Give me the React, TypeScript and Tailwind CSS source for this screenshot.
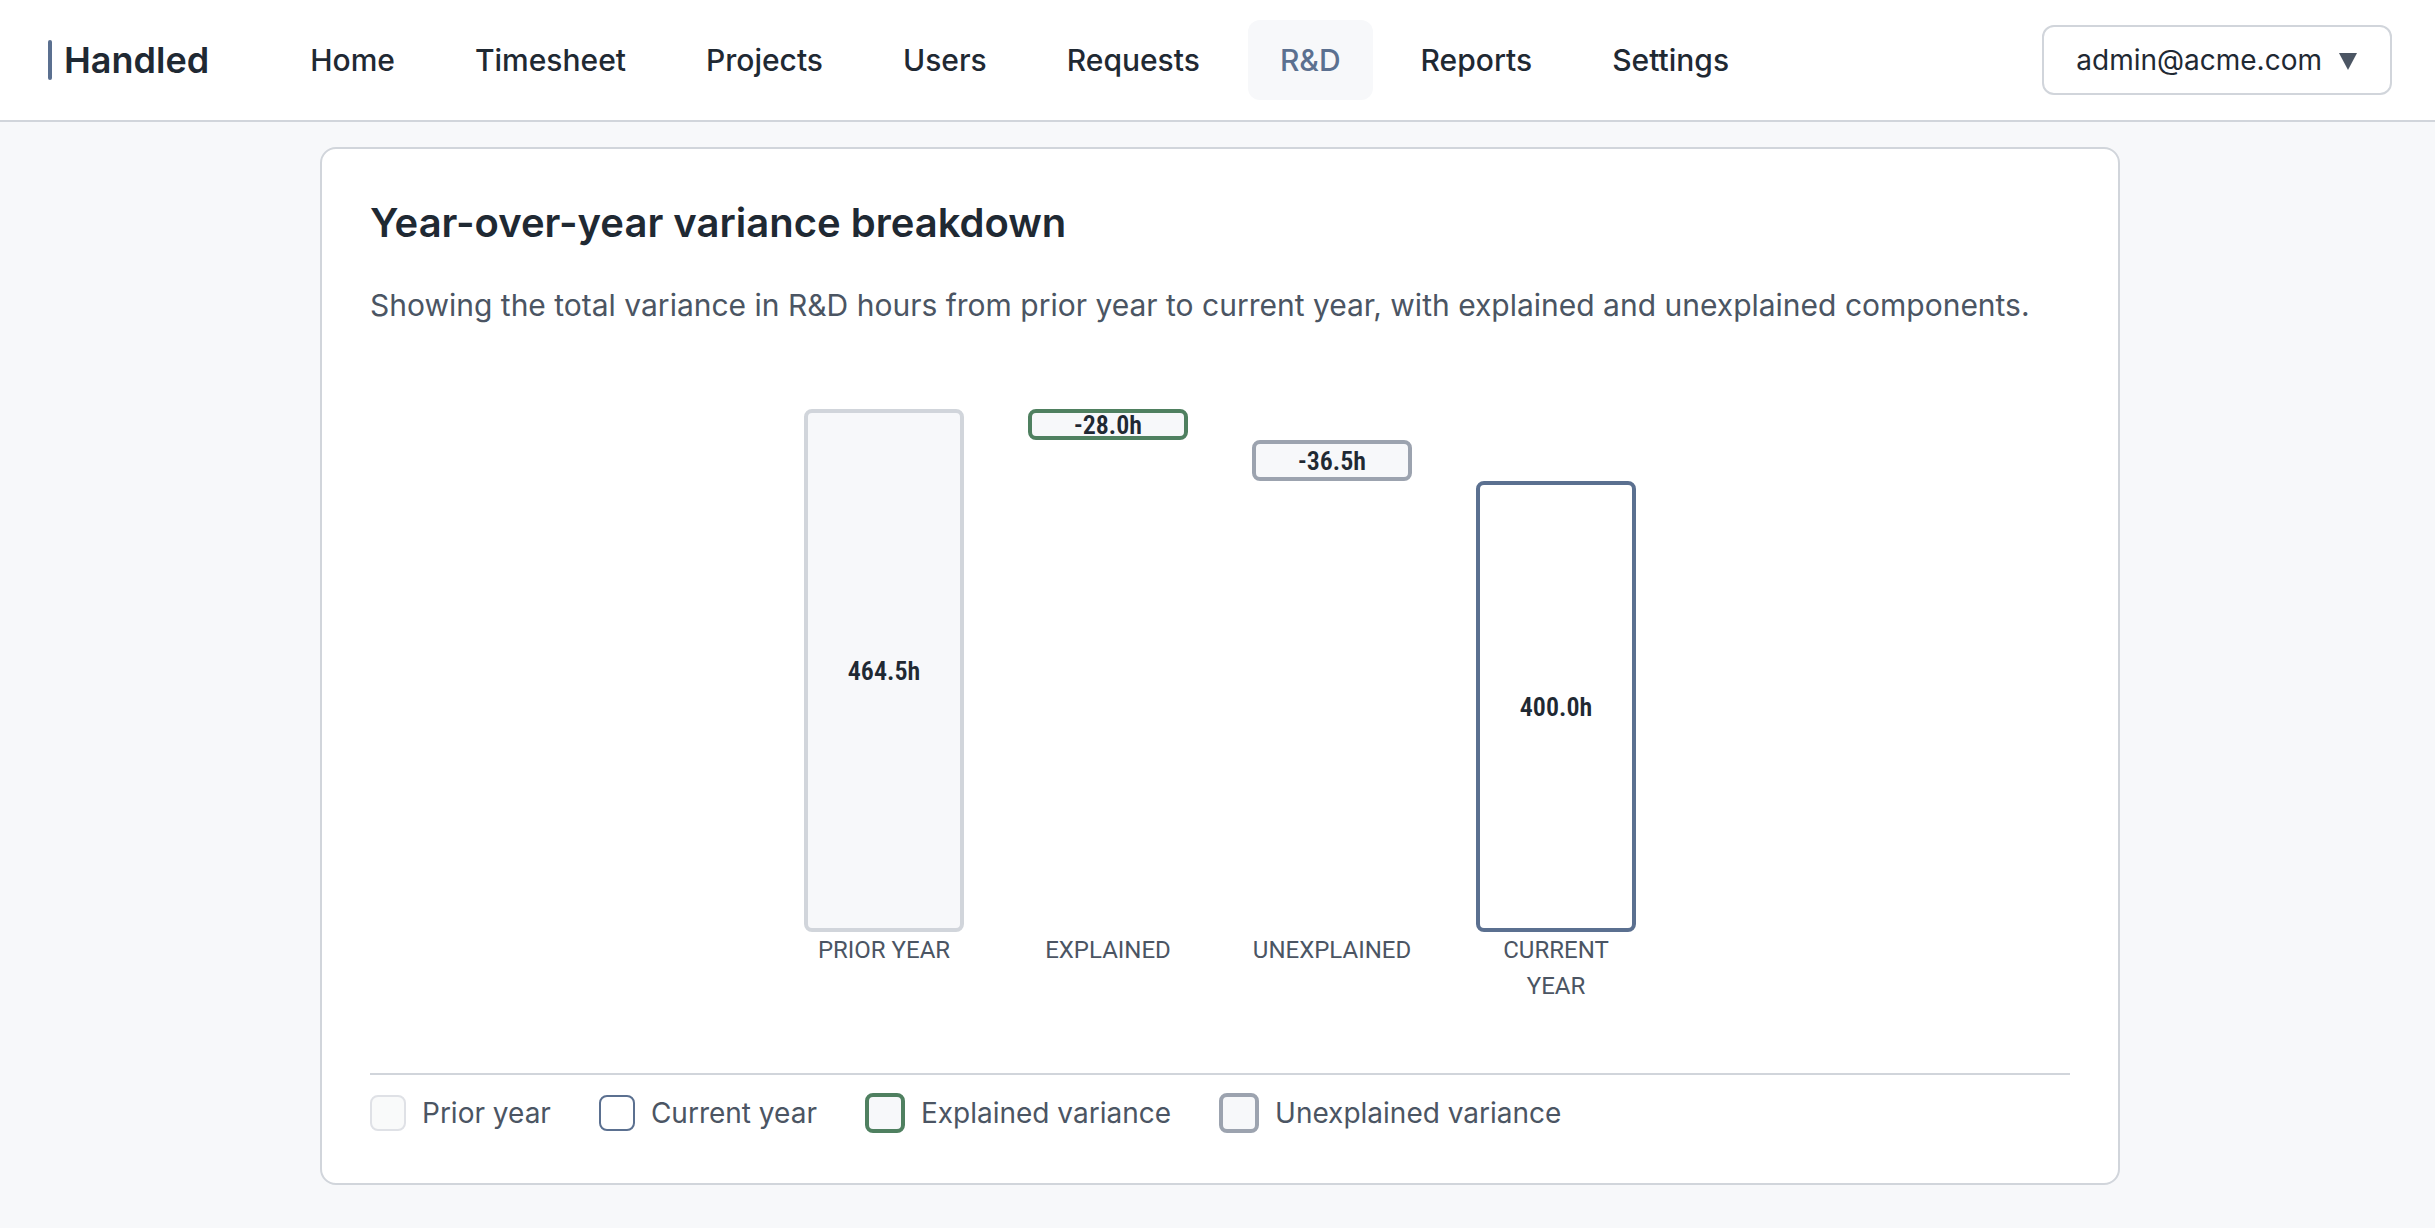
---
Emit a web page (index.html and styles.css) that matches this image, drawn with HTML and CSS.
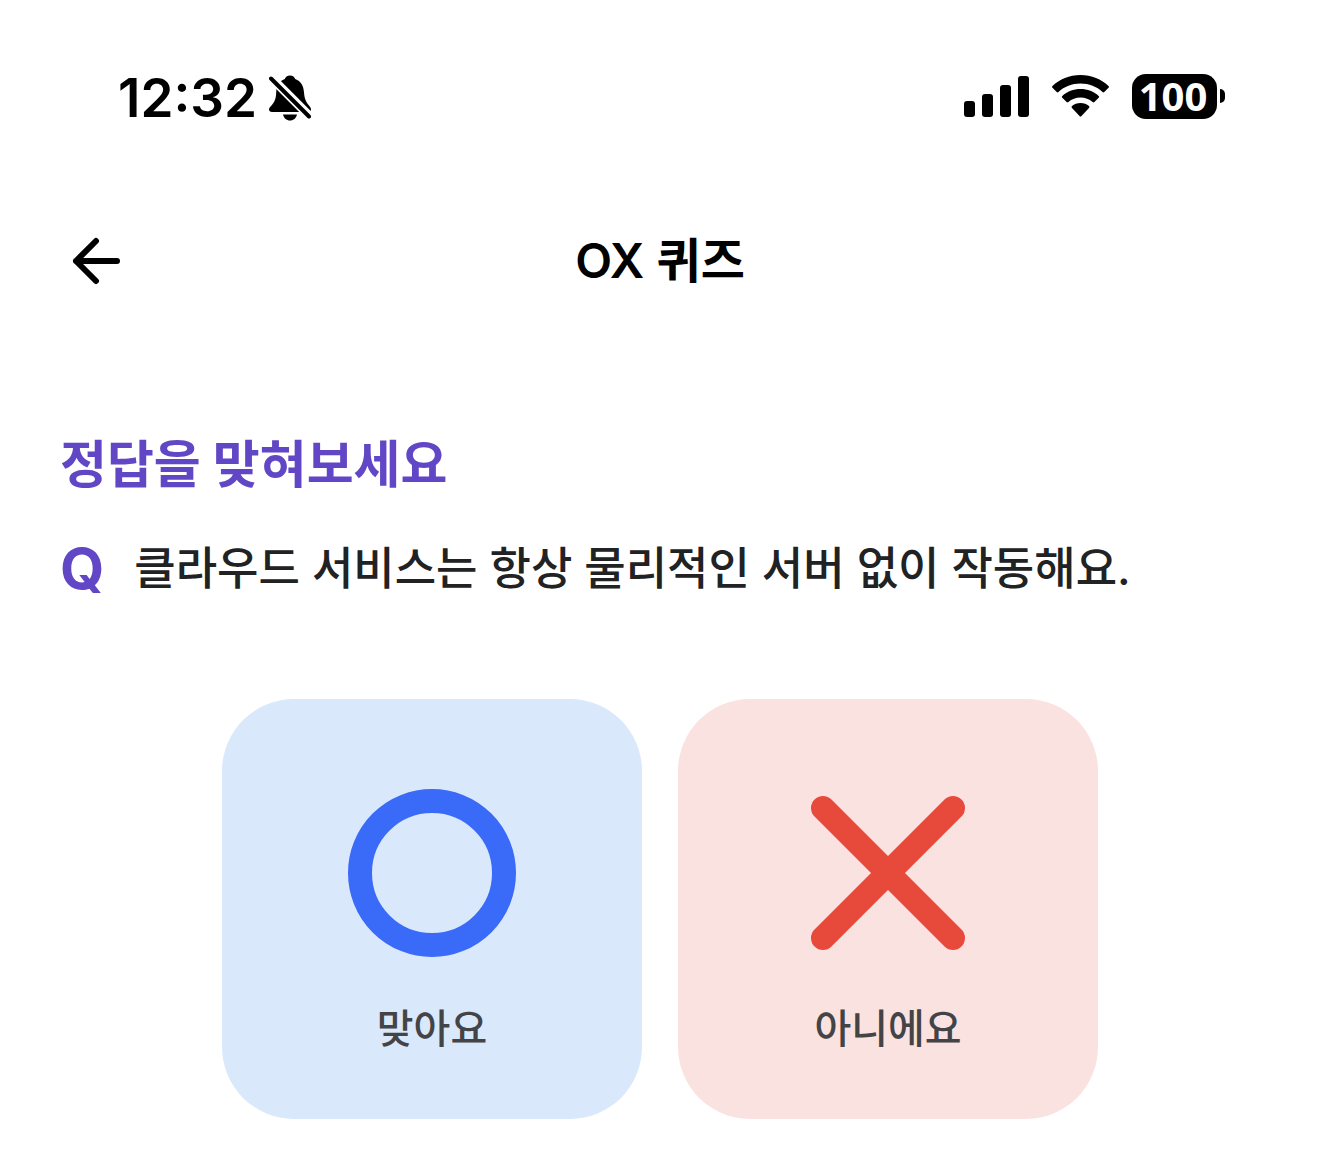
---
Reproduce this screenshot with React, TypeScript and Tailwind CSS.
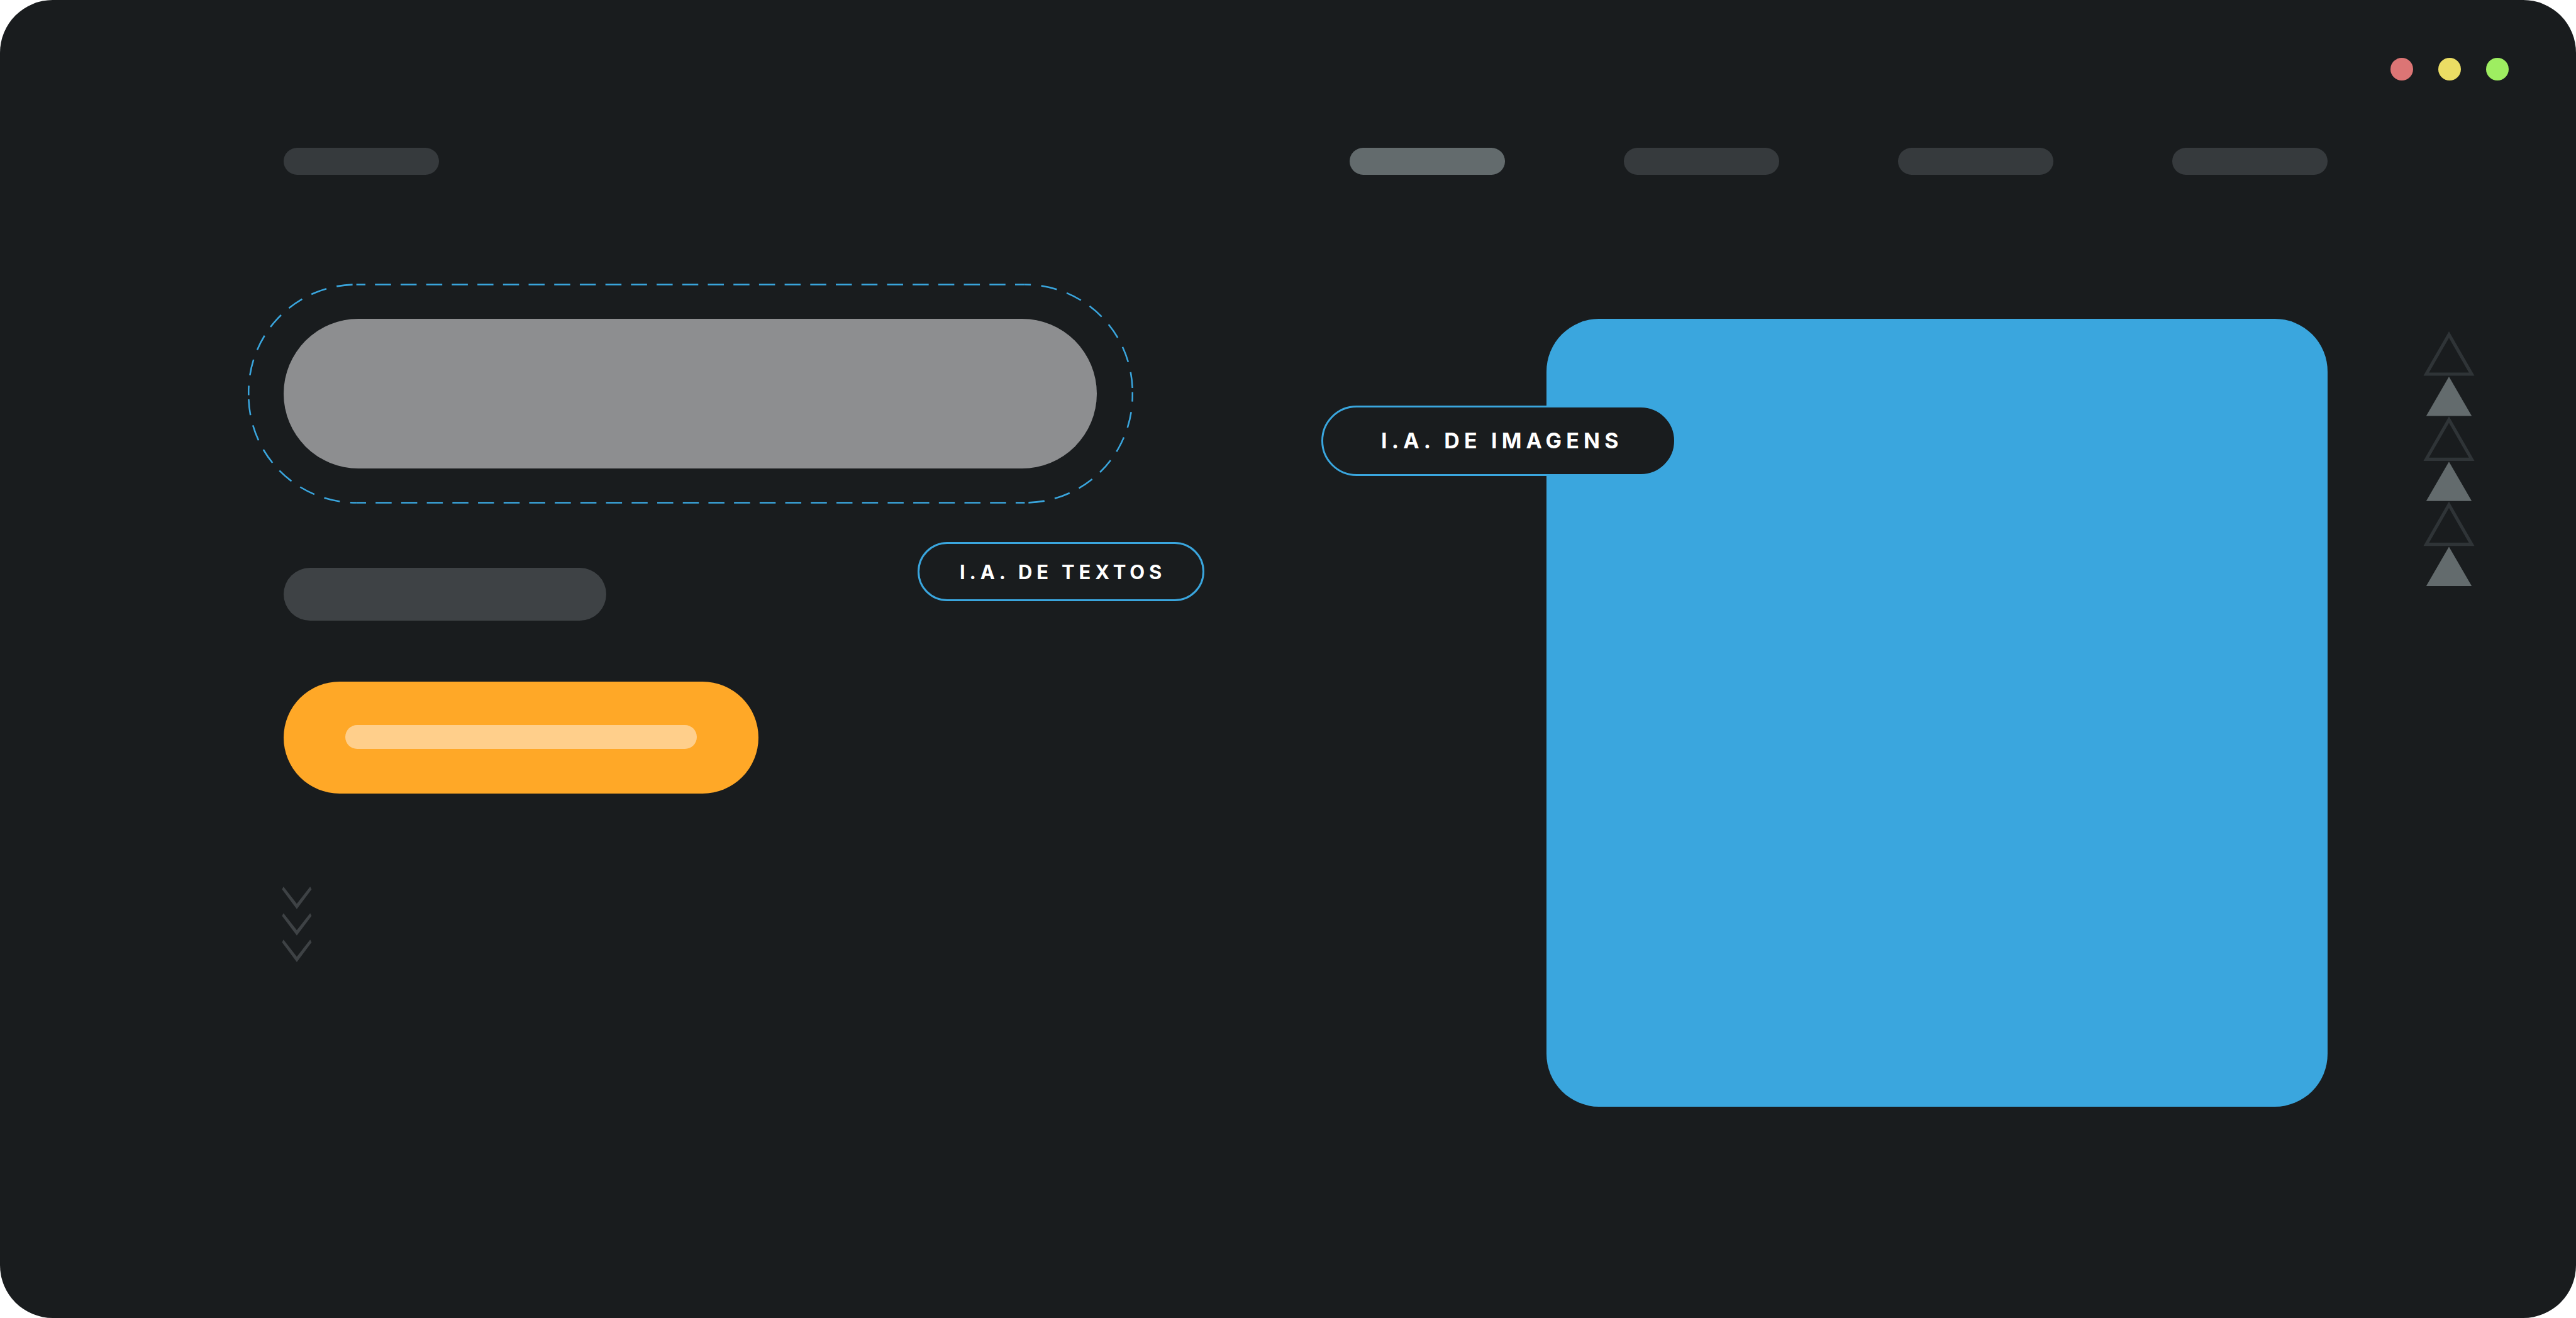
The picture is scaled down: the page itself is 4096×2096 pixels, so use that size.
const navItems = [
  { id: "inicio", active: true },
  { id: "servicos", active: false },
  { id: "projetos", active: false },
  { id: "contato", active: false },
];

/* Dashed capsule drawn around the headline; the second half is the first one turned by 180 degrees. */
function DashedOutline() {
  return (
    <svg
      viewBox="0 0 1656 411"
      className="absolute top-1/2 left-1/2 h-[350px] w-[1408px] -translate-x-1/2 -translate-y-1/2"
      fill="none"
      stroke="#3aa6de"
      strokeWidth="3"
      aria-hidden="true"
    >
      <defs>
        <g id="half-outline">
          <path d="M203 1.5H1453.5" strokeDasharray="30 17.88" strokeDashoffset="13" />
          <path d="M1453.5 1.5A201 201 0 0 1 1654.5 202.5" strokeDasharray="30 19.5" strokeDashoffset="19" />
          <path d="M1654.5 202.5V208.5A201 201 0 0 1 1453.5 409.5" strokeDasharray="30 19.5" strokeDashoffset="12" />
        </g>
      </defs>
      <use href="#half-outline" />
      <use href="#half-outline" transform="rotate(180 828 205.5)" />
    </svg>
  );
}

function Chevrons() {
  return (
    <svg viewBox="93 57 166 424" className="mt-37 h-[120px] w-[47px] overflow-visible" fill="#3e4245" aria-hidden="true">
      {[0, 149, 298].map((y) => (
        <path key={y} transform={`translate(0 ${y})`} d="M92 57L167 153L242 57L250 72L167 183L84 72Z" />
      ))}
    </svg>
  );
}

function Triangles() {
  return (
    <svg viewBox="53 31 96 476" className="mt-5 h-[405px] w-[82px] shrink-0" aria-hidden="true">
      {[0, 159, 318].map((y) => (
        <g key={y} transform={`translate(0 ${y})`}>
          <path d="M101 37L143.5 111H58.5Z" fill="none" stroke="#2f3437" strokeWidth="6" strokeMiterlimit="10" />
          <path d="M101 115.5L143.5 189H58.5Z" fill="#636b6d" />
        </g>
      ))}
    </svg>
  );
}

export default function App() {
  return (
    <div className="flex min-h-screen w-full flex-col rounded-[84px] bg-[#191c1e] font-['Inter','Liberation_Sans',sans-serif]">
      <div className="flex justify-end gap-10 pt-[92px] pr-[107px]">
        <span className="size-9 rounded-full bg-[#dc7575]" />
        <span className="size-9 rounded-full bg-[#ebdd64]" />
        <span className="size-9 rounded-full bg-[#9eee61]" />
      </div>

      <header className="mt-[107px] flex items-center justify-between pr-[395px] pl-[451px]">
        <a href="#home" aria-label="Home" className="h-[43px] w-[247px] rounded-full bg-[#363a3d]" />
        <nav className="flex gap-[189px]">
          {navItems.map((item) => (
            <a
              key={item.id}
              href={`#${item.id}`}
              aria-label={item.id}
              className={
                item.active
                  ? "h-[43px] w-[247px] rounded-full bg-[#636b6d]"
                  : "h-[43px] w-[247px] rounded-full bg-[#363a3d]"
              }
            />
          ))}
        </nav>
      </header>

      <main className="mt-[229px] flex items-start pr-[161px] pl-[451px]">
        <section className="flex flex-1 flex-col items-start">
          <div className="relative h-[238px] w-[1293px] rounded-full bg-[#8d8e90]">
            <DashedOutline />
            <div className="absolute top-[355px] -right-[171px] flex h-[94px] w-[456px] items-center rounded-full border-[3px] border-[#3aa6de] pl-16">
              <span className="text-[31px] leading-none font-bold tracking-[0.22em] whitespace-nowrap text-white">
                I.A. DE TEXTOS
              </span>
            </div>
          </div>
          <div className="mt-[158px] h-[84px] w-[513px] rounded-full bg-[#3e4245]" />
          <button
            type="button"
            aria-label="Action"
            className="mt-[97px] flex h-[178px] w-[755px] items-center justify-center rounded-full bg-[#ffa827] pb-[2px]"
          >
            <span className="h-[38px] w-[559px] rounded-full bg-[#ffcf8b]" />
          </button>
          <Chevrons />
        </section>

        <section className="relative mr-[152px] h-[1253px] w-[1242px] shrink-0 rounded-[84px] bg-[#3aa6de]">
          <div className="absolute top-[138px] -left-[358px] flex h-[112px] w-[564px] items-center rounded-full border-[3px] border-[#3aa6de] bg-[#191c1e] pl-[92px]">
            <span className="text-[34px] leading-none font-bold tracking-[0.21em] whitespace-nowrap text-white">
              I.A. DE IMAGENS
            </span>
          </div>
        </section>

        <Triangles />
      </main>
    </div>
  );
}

— Requirements —
Extract each line from the entries above that contains the string "TypeScript".

— Response —
Give me the React, TypeScript and Tailwind CSS source for this screenshot.
Reproduce this screenshot with React, TypeScript and Tailwind CSS.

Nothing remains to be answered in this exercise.